Rimaneva qualche dubbio sulla casa, che io ricordavo proprio di fronte e invece si trova leggermente più a destra. La fabbrica del dentifricio non c'è più, da ricerche effettuate sul solito Google, risulta che l'area è stata ceduta al comune che ci ha fatto un parco e alcuni altri palazzi residenziali. Nell'individuazione sono stato tratto in inganno dall'aspetto recente di tutti i fabbricati dei dintorni, però è presto spiegato con una serie di ristrutturazioni, infatti sul retro del nostro era presente un ponteggio. Mi sarebbe piaciuto riuscire a entrare nel cortile, perché li avrei potuto verificare un altro importante indizio. Allora era un fabbricato di prestigio e l'architetto che lo aveva progettato lo aveva firmato con una statua di bronzo posizionata al bordo di una vasca di pesci rossi (eccoli di nuovo). La statua rappresentava una donna nuda distesa su una sorta di lettino, per quanto fosse stilizzata mi provocava un certo turbamento nonostante i cinque anni, ecco perché me la ricordo bene. Ma statua o no ormai non avevo più dubbi, qualcosa era rimasto in archivio, soprattutto la forma dei balconi.

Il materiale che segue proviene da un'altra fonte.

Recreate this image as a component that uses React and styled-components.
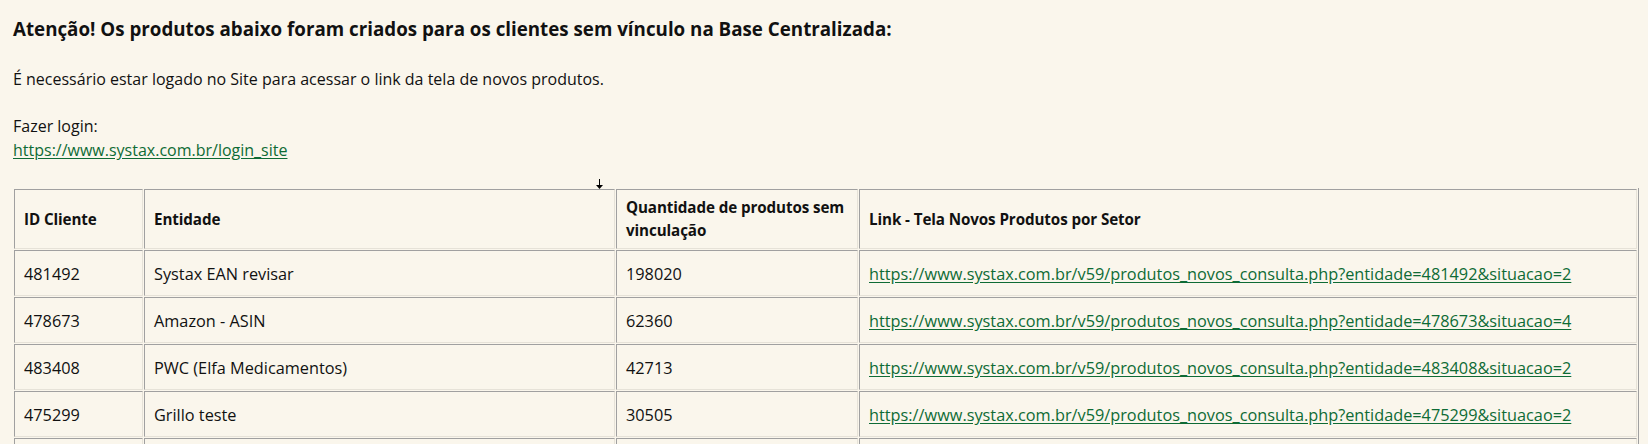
import React from "react";
import styled, { createGlobalStyle } from "styled-components";

const FONT = `"Open Sans", Lato, "Liberation Sans", sans-serif`;

const GlobalStyle = createGlobalStyle`
  html, body {
    margin: 0;
    padding: 0;
    background: #faf6ec;
  }
  body {
    font-family: ${FONT};
    color: #111;
  }
`;

const Page = styled.div`
  padding: 15px 8px 0 13px;
  background: #faf6ec;
  height: 444px;
  box-sizing: border-box;
  overflow: hidden;
`;

const Title = styled.h2`
  margin: 0;
  font-size: 18.75px;
  line-height: 28px;
  font-weight: 700;
`;

const Para = styled.p`
  margin: ${(props) => props.$gap || 0}px 0 0;
  font-size: 16px;
  line-height: 24px;
`;

const Link = styled.a`
  color: #0e6b35;
  text-decoration: underline;
  text-underline-offset: 2px;
`;

const TableWrap = styled.div`
  position: relative;
  margin-top: 26px;
`;

const Cursor = styled.svg`
  position: absolute;
  left: 583px;
  top: -9px;
`;

const Table = styled.table`
  width: 1626px;
  border-collapse: separate;
  border-spacing: 1px;
  border-right: 1px solid #a0a0a0;
  border-bottom: 1px solid #a0a0a0;
  table-layout: fixed;
`;

const Th = styled.th`
  text-align: left;
  font-weight: 700;
  font-size: 15.2px;
  letter-spacing: -0.1px;
  line-height: 23px;
  padding: 6px 3px 6px 9px;
  height: 46px;
  border-top: 1px solid #a0a0a0;
  border-left: 1px solid #a0a0a0;
  border-bottom: 1px solid #e6e2d8;
  border-right: 1px solid #e6e2d8;
  vertical-align: middle;
`;

const Td = styled.td`
  font-size: 16.3px;
  line-height: 23px;
  padding: 12px 9px 9px;
  border-top: 1px solid #a0a0a0;
  border-left: 1px solid #a0a0a0;
  border-bottom: 1px solid #e6e2d8;
  border-right: 1px solid #e6e2d8;
  white-space: nowrap;
  height: 23px;
`;

const rows = [
  { id: "481492", name: "Systax EAN revisar", qty: "198020", sit: 2 },
  { id: "478673", name: "Amazon - ASIN", qty: "62360", sit: 4 },
  { id: "483408", name: "PWC (Elfa Medicamentos)", qty: "42713", sit: 2 },
  { id: "475299", name: "Grillo teste", qty: "30505", sit: 2 },
];

const linkFor = (r) =>
  `https://www.systax.com.br/v59/produtos_novos_consulta.php?entidade=${r.id}&situacao=${r.sit}`;

export default function App() {
  return (
    <>
      <GlobalStyle />
      <Page>
        <Title>
          Atenção! Os produtos abaixo foram criados para os clientes sem vínculo na Base Centralizada:
        </Title>
        <Para $gap={24}>
          É necessário estar logado no Site para acessar o link da tela de novos produtos.
        </Para>
        <Para $gap={23}>
          Fazer login:
          <br />
          <Link href="#">https://www.systax.com.br/login_site</Link>
        </Para>
        <TableWrap>
          <Cursor width="7" height="10" viewBox="0 0 7 10">
            <path d="M3 0h1v6h3L3.5 10 0 6h3z" fill="#000" />
          </Cursor>
          <Table>
            <colgroup>
              <col style={{ width: 129 }} />
              <col style={{ width: 471 }} />
              <col style={{ width: 242 }} />
              <col />
            </colgroup>
            <thead>
              <tr>
                <Th>ID Cliente</Th>
                <Th>Entidade</Th>
                <Th>Quantidade de produtos sem vinculação</Th>
                <Th>Link - Tela Novos Produtos por Setor</Th>
              </tr>
            </thead>
            <tbody>
              {rows.map((r) => (
                <tr key={r.id}>
                  <Td>{r.id}</Td>
                  <Td>{r.name}</Td>
                  <Td>{r.qty}</Td>
                  <Td>
                    <Link href="#">{linkFor(r)}</Link>
                  </Td>
                </tr>
              ))}
              <tr>
                <Td>&nbsp;</Td>
                <Td>&nbsp;</Td>
                <Td>&nbsp;</Td>
                <Td>&nbsp;</Td>
              </tr>
            </tbody>
          </Table>
        </TableWrap>
      </Page>
    </>
  );
}
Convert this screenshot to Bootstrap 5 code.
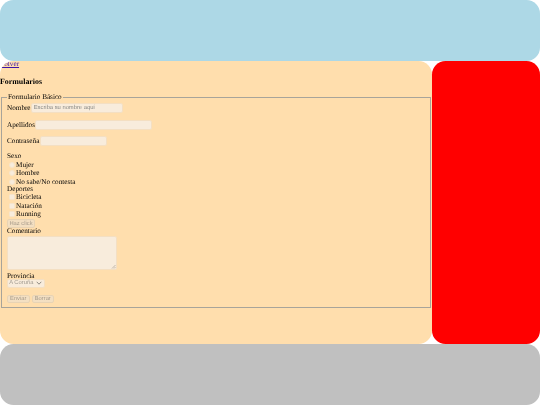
<!DOCTYPE html>
<html lang="es">
<head>
<meta charset="utf-8">
<title>Formularios</title>
<link rel="stylesheet" href="https://cdn.jsdelivr.net/npm/bootstrap@5.3.0/dist/css/bootstrap.min.css">
<style>
html,body{height:100%;margin:0}
body{background:#fff;font-family:"Liberation Serif",serif;font-size:7.2px;line-height:8px;color:#000;overflow:hidden;text-rendering:geometricPrecision}
.shell{height:405px;width:540px}
.band{height:60.75px;flex:none;border-radius:13.5px}
.top-band{background:#add8e6}
.bottom-band{background:#c0c0c0}
.mid{height:283.5px;flex:none}
.main-pane{width:432px;flex:none;background:#ffdead;border-radius:13.5px;overflow:hidden}
.side-pane{flex:1;background:#f00;border-radius:13.5px}
.soft-focus{filter:blur(.3px)}
.back-link{display:block;height:7px;line-height:7.6px;color:#3a14a8;text-decoration:underline}
.page-title{font-size:7.9px;font-weight:700;line-height:9px;margin:9px 0 7.5px}
.form-box{border:1.35px solid #a8a49a;margin:0 1px;padding:0 5px;height:214.5px;min-width:0;border-radius:0}
.form-box legend{float:none;width:auto;font-size:7.2px;line-height:8px;margin:-4.5px 0 0 0;padding:0 1px;background:#ffdead;display:table}
.field-line{display:flex;align-items:center;height:11px}
.inp{background:#f8ecdc;border:1px solid #f4dfc2;border-radius:2px;height:10px;padding:0 2px;font:5.8px/8px "Liberation Sans",sans-serif;color:#8a8a86;margin-left:.2px;box-sizing:border-box;display:block}
.opt-line{display:flex;align-items:center;height:8.4px;padding-left:1.5px}
.round-box,.sq-box{width:6px;height:6px;background:#f8ecdc;border:1px solid #f6e4cb;margin-right:1.5px;flex:none}
.round-box{border-radius:50%}
.sq-box{border-radius:1.5px}
.soft-btn{background:#f3dfc2;border:1px solid #e8d3b4;border-radius:2px;font:5.8px/6px "Liberation Sans",sans-serif;color:#a89c8c;display:flex;align-items:center;justify-content:center;height:8.5px}
.note-area{width:110px;height:33.5px;background:#f8ecdc;border:1px solid #f4dfc2;border-radius:2px;position:relative;margin-top:1px}
.note-area svg{position:absolute;right:0;bottom:0}
.prov-select{width:38px;height:9px;background:#f8ecdc;border:1px solid #f4dfc2;border-radius:2px;font:5.8px/7px "Liberation Sans",sans-serif;color:#a09a90;padding-left:1.2px;display:flex;align-items:center;justify-content:space-between;padding-right:2px;margin-top:-1.5px}
.text-row{height:7.4px;line-height:7.4px}
.prov-label{margin-top:3px}
.action-row{gap:2px;margin-top:7px}
.sexo-label{margin-top:6.5px}
.gap-field{margin-top:5.5px}
.first-field{margin-top:1.5px}
.btn-top{margin-top:1px}
.w-nombre{width:92px}.w-apellidos{width:117px}.w-pass{width:67px}.w-click{width:28px}.w-action{width:22.5px}
</style>
</head>
<body>
<div class="shell d-flex flex-column">
  <header class="band top-band"></header>
  <div class="mid d-flex">
    <main class="main-pane">
      <div class="soft-focus">
      <a href="#" class="back-link">Volver</a>
      <h4 class="page-title">Formularios</h4>
      <fieldset class="form-box">
        <legend>Formulario Básico</legend>
        <div class="field-line first-field"><span>Nombre</span><span class="inp w-nombre">Escriba su nombre aquí</span></div>
        <div class="field-line gap-field"><span>Apellidos</span><span class="inp w-apellidos"></span></div>
        <div class="field-line gap-field"><span>Contraseña</span><span class="inp w-pass"></span></div>
        <div class="text-row sexo-label">Sexo</div>
        <div class="opt-line"><span class="round-box"></span>Mujer</div>
        <div class="opt-line"><span class="round-box"></span>Hombre</div>
        <div class="opt-line"><span class="round-box"></span>No sabe/No contesta</div>
        <div class="text-row">Deportes</div>
        <div class="opt-line"><span class="sq-box"></span>Bicicleta</div>
        <div class="opt-line"><span class="sq-box"></span>Natación</div>
        <div class="opt-line"><span class="sq-box"></span>Running</div>
        <span class="soft-btn w-click btn-top">Haz click</span>
        <div class="text-row">Comentario</div>
        <div class="note-area"><svg width="5" height="5" viewBox="0 0 5 5"><path d="M1 4.5 4.5 1M3 4.5 4.5 3" stroke="#9a948a" stroke-width=".6" fill="none"/></svg></div>
        <div class="text-row prov-label">Provincia</div>
        <div class="prov-select"><span>A Coruña</span><svg width="6" height="4" viewBox="0 0 6 4"><path d="M.7.8 3 3.2 5.3.8" stroke="#8f8a82" stroke-width="1" fill="none"/></svg></div>
        <div class="d-flex action-row">
          <span class="soft-btn w-action">Enviar</span>
          <span class="soft-btn w-action">Borrar</span>
        </div>
      </fieldset>
      </div>
    </main>
    <aside class="side-pane"></aside>
  </div>
  <footer class="band bottom-band"></footer>
</div>
<script src="https://cdn.jsdelivr.net/npm/bootstrap@5.3.0/dist/js/bootstrap.bundle.min.js"></script>
</body>
</html>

Poi un ultimo indizio mi ha levato ogni dubbio. Il fabbricato è dotato di passo carraio perché nel cortile ci sono dei garage. Attraverso lo scorcio visibile dal cancello ho potuto ricostruirne la disposizione, anche se purtroppo da li non potevo vedere la statua. Infine mi è caduto l'occhio sulla pavimentazione e un’altra lampadina si è accesa. Cubetti di porfido appena abbozzati molto in uso a Milano ma, ho controllato, non più in quel quartiere. Ed ecco che riaffiora una sensazione legata a quei cubetti, intensa e dolorosa. In quel cortile ho imparato ad andare in bicicletta... coi pantaloni corti come ho già detto e le ginocchia nude.